As such, this feels less like a commentary on lone-wolf machismo than a straightforward air-punching paean to it. But Sollima, an Italian veteran of the Gomorrah TV series, stages the chaos with a brow-furrowing, finger-interlocking precision that feels entirely worthy of what I suppose we should now be calling the “Sicario brand”.

There is a riveting set-piece in which Brolin and co hammer across the US-Mexican border in a police motorcade, only for it to slowly dawn that something is very wrong – a kind of breakneck remix of Villeneuve’s border-queue shootout, with a doom-laden build-up in keeping with the Canadian director’s signature style. (The low angles and looming tower blocks of the lawyer execution sequence also owe something to Christopher Nolan.)

Josh Brolin, from left, Jeffrey Donovan and Benicio Del Toro in Sicario: Day of the Soldado
Josh Brolin, from left, Jeffrey Donovan and Benicio Del Toro in Sicario 2: Soldado

The original Sicario had two regular Villeneuve collaborators to thank, director of photography Roger Deakins and editor Joe Walker, for crafting its atmosphere of grinding dread.
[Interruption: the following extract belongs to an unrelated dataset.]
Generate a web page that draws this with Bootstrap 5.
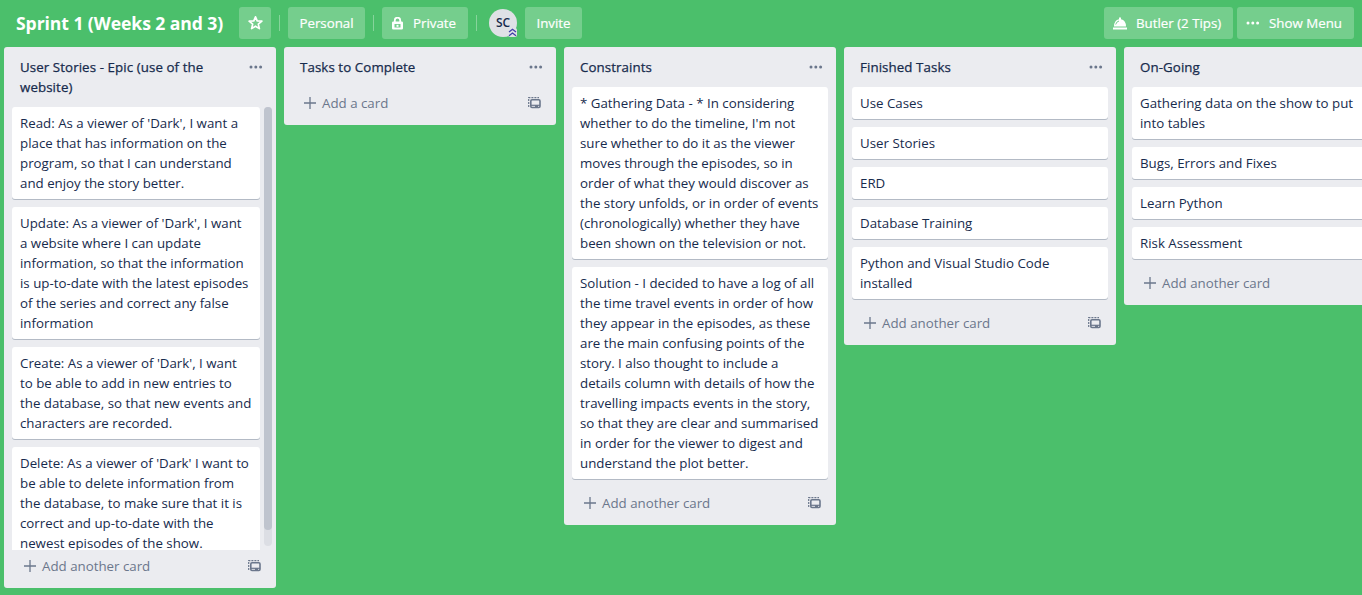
<!DOCTYPE html>
<html lang="en">
<head>
<meta charset="utf-8">
<title>Sprint 1 (Weeks 2 and 3)</title>
<meta name="viewport" content="width=device-width, initial-scale=1">
<link href="https://cdn.jsdelivr.net/npm/bootstrap@5.3.0/dist/css/bootstrap.min.css" rel="stylesheet">
<style>
body{background:#4bbf6b;color:#172b4d;font:13.3px/20px "Open Sans","Noto Sans",sans-serif;height:595px}
.board-bar{height:47px;padding:7px 8px 8px;color:#fff}
.board-title{font-size:17.6px;font-weight:700;line-height:32px;width:231px;padding-left:8px;letter-spacing:-.08px}
.bar-btn{--bs-btn-color:#fff;--bs-btn-bg:#75ce8d;--bs-btn-hover-color:#fff;--bs-btn-hover-bg:#66c681;--bs-btn-border-width:0;--bs-btn-border-radius:3px;--bs-btn-padding-x:0;--bs-btn-padding-y:0;--bs-btn-line-height:32px;height:32px;font-family:inherit;font-size:13.3px;font-weight:500;-webkit-text-stroke:.2px #fff}
.bar-sep{width:1px;height:16px;background:#86d49b;margin:0 8px}
.avatar{width:28px;height:28px;background:#dfe1e6;color:#172b4d;font-size:12px;font-weight:600;line-height:28px;margin:0 8px 0 12px}
.avatar svg{right:-1px;bottom:-1px}
.lists{gap:8px;padding-left:4px}
.list-col{width:272px;background:#ebecf0;border-radius:3px}
.list-head{padding:10px 13px 10px 16px}
.list-head h2{font-size:13.3px;line-height:20px;font-weight:500;letter-spacing:.09px;-webkit-text-stroke:.25px #172b4d}
.stack{gap:8px;padding:0 8px 8px}
.task{--bs-card-border-width:0;--bs-card-border-radius:3px;--bs-card-color:#223558;padding:6px 8px;box-shadow:0 1px 0 #b3bac5;white-space:nowrap}
.list-foot{height:38px;padding:6px 15px 12px 20px;color:#6b778c}
.list-foot svg,.list-head svg{color:#6b778c}
.long .stack{height:443px;padding-bottom:0;padding-right:4px;overflow:hidden;flex:1}
.long .task{flex-shrink:0}
.track{width:8px;height:439px;background:#dcdee4;border-radius:4px;margin-right:4px}
.thumb{height:423px;background:#bfc4ce;border-radius:4px}
</style>
</head>
<body class="overflow-hidden">
<svg width="0" height="0" class="position-absolute" aria-hidden="true">
<symbol id="dots" viewBox="0 0 14 4"><g fill="currentColor"><circle cx="2" cy="2" r="1.5"/><circle cx="6.8" cy="2" r="1.5"/><circle cx="11.6" cy="2" r="1.5"/></g></symbol>
<symbol id="plus" viewBox="0 0 12 12"><path d="M6 0v12M0 6h12" stroke="currentColor" stroke-width="1.3"/></symbol>
<symbol id="tpl" viewBox="0 0 13 12"><g fill="none" stroke="currentColor"><path d="M.7 10V.7H11" stroke-width="1.2" stroke-dasharray="2 1"/><rect x="2.8" y="2.8" width="9.200" height="7.700" rx="1.200" stroke-width="1.600"/><path d="M3 8.3h9" stroke-width="1.2"/></g><path d="M7 8h3v2H7z" fill="currentColor"/></symbol>
</svg>
<header class="board-bar d-flex align-items-center">
<h1 class="board-title m-0 text-nowrap">Sprint 1 (Weeks 2 and 3)</h1>
<button class="btn bar-btn d-flex align-items-center justify-content-center" style="width:32px" aria-label="Star"><svg width="16" height="16" viewBox="0 0 16 16"><path d="M8.500 1.800l1.700 4.100 4.700.3-3.600 2.900 1.100 4.500-3.900-2.400-3.900 2.400 1.100-4.500-3.600-2.900 4.700-.3z" fill="none" stroke="#fff" stroke-width="1.700" stroke-linejoin="round"/></svg></button>
<span class="bar-sep"></span>
<button class="btn bar-btn" style="width:77px">Personal</button>
<span class="bar-sep"></span>
<button class="btn bar-btn d-flex align-items-center" style="width:86px;padding-left:10px"><svg width="11" height="13" viewBox="0 0 11 13" style="margin-right:10px"><path d="M2.800 5V3.200a2.700 2.500 0 0 1 5.400 0V5" fill="none" stroke="#fff" stroke-width="1.800"/><path fill="#fff" fill-rule="evenodd" d="M1.300 4.500h8.400Q11 4.500 11 5.800v5.400q0 1.300-1.300 1.300H1.300Q0 12.500 0 11.200V5.800Q0 4.500 1.300 4.500zM2.500 7v3.500h6V7z"/><path fill="#fff" d="M4.500 7.800h2v2h-2z"/></svg>Private</button>
<span class="bar-sep"></span>
<div class="avatar rounded-circle text-center position-relative" style="margin-left:4px">SC<svg class="position-absolute" width="11" height="11" viewBox="0 0 11 11"><rect x="1" y="1" width="9" height="9" rx="2" fill="#dfe1e6"/><path d="M2 5l3.500-2.700L9 5M2 8.800l3.500-2.700L9 8.800" fill="none" stroke="#403fa8" stroke-width="1.300"/></svg></div>
<button class="btn bar-btn" style="width:57px">Invite</button>
<button class="btn bar-btn ms-auto d-flex align-items-center" style="width:129px;padding-left:9px"><svg width="14" height="13" viewBox="0 0 14 13" style="margin-right:9px"><path d="M0 10.500h14v2H0zM1 9.500Q1.200 3 6 2.300V.5h2v1.800Q12.800 3 13 9.500z" fill="#fff"/><path d="M2.700 7.500Q3.400 4.500 6 4" fill="none" stroke="#75ce8d"/></svg>Butler (2 Tips)</button>
<button class="btn bar-btn d-flex align-items-center" style="width:117px;padding-left:9px;margin-left:4px"><svg width="14" height="4" style="margin-right:9px"><use href="#dots"/></svg>Show Menu</button>
</header>
<main class="lists d-flex align-items-start">
<section class="list-col long flex-shrink-0">
<div class="list-head d-flex justify-content-between"><h2 class="m-0">User Stories - Epic (use of the<br>website)</h2><svg width="14" height="4" class="mt-2"><use href="#dots"/></svg></div>
<div class="d-flex"><div class="stack d-flex flex-column">
<div class="card task"><p class="m-0">Read: As a viewer of 'Dark', I want a<br>place that has information on the<br>program, so that I can understand<br>and enjoy the story better.</p></div>
<div class="card task"><p class="m-0">Update: As a viewer of 'Dark', I want<br>a website where I can update<br>information, so that the information<br>is up-to-date with the latest episodes<br>of the series and correct any false<br>information</p></div>
<div class="card task"><p class="m-0">Create: As a viewer of 'Dark', I want<br>to be able to add in new entries to<br>the database, so that new events and<br>characters are recorded.</p></div>
<div class="card task"><p class="m-0">Delete: As a viewer of 'Dark' I want to<br>be able to delete information from<br>the database, to make sure that it is<br>correct and up-to-date with the<br>newest episodes of the show.</p></div>
</div><div class="track"><div class="thumb"></div></div></div>
<div class="list-foot d-flex align-items-center"><svg width="12" height="12" style="margin-right:6px"><use href="#plus"/></svg>Add another card<svg class="ms-auto" width="13" height="12"><use href="#tpl"/></svg></div>
</section>
<section class="list-col flex-shrink-0">
<div class="list-head d-flex justify-content-between"><h2 class="m-0">Tasks to Complete</h2><svg width="14" height="4" class="mt-2"><use href="#dots"/></svg></div>
<div class="list-foot d-flex align-items-center"><svg width="12" height="12" style="margin-right:6px"><use href="#plus"/></svg>Add a card<svg class="ms-auto" width="13" height="12"><use href="#tpl"/></svg></div>
</section>
<section class="list-col flex-shrink-0">
<div class="list-head d-flex justify-content-between"><h2 class="m-0">Constraints</h2><svg width="14" height="4" class="mt-2"><use href="#dots"/></svg></div>
<div class="stack d-flex flex-column">
<div class="card task"><p class="m-0">* Gathering Data - * In considering<br>whether to do the timeline, I'm not<br>sure whether to do it as the viewer<br>moves through the episodes, so in<br>order of what they would discover as<br>the story unfolds, or in order of events<br>(chronologically) whether they have<br>been shown on the television or not.</p></div>
<div class="card task"><p class="m-0">Solution - I decided to have a log of all<br>the time travel events in order of how<br>they appear in the episodes, as these<br>are the main confusing points of the<br>story. I also thought to include a<br>details column with details of how the<br>travelling impacts events in the story,<br>so that they are clear and summarised<br>in order for the viewer to digest and<br>understand the plot better.</p></div>
</div>
<div class="list-foot d-flex align-items-center"><svg width="12" height="12" style="margin-right:6px"><use href="#plus"/></svg>Add another card<svg class="ms-auto" width="13" height="12"><use href="#tpl"/></svg></div>
</section>
<section class="list-col flex-shrink-0">
<div class="list-head d-flex justify-content-between"><h2 class="m-0">Finished Tasks</h2><svg width="14" height="4" class="mt-2"><use href="#dots"/></svg></div>
<div class="stack d-flex flex-column">
<div class="card task">Use Cases</div>
<div class="card task">User Stories</div>
<div class="card task">ERD</div>
<div class="card task">Database Training</div>
<div class="card task"><p class="m-0">Python and Visual Studio Code<br>installed</p></div>
</div>
<div class="list-foot d-flex align-items-center"><svg width="12" height="12" style="margin-right:6px"><use href="#plus"/></svg>Add another card<svg class="ms-auto" width="13" height="12"><use href="#tpl"/></svg></div>
</section>
<section class="list-col flex-shrink-0">
<div class="list-head"><h2 class="m-0">On-Going</h2></div>
<div class="stack d-flex flex-column">
<div class="card task"><p class="m-0">Gathering data on the show to put<br>into tables</p></div>
<div class="card task">Bugs, Errors and Fixes</div>
<div class="card task">Learn Python</div>
<div class="card task">Risk Assessment</div>
</div>
<div class="list-foot d-flex align-items-center"><svg width="12" height="12" style="margin-right:6px"><use href="#plus"/></svg>Add another card</div>
</section>
</main>
<script src="https://cdn.jsdelivr.net/npm/bootstrap@5.3.0/dist/js/bootstrap.bundle.min.js"></script>
</body>
</html>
And Sollima reaps impressively comparable results, thanks to Matthew Norman’s by-turns anxious and zonked cutting and Darius Wolski’s cinematography, which has the whole film basking in grubby desert light.

Taylor Sheridan returns as screenwriter, having polished off Hell or High Water and Wind River in the interim.  And in a sweet touch, there is a dedication to the late Icelandic composer Jóhann Jóhansson, who gave the first its unmistakeable soundscape of shuddering percussion and prowling strings. The baton is literally taken up here by Hildur Guðnadóttir, a longtime Jóhansson collaborator, who expertly recaptures the baleful mood.

Quite honestly, it’s a thrill to see a mid-budget thriller crafted along such mature, unflashy lines – not least one with a right-leaning political bent, which hasn’t lately been much of a signal of aesthetic finesse, give or take the odd American Sniper or Hacksaw Ridge. Both Brolin and Del Toro play classic right-wing heroes – they’re grizzled predators whose hunting ranges uneasily intersect, each prepared to make snap judgements that run against their orders, providing it’s for the best as they see it. 

The best films of 2018 so far
The best films of 2018 so far

Sheridan has a great ear for this kind of hardboiled machismo, and gives both their fair share of broken-glass dialogue to chew up and spit. He also mines queasy thrills from subjecting the formerly sheltered young Isabela to various traumatising scenarios, most of which involve adults being massacred in close proximity. The film doesn’t delight in the loss of her innocence so much as whip up a kind of adrenalised pathos around it, and it’s nastily effective.

The twin themes of border security and a child forcibly separated from her parents give Sicario 2 an unexpected tang of topicality – and early on, the (unseen) American President makes the Trumpian move of reclassifying the cartels as terrorist organisations in order to open up more brutal forms of recourse.

But a plot that at first looks like a simple, gung-ho, in-and-out job soon takes on the more complex rise and fall of a miniseries, and ends in a way that teases more stories to come, even while signing off the one at hand with a satisfying snap.

Perhaps a Sicario series would make sense after this, though part of me wants to keep this story for cinema: if the market wants franchises, let’s have more like this, please.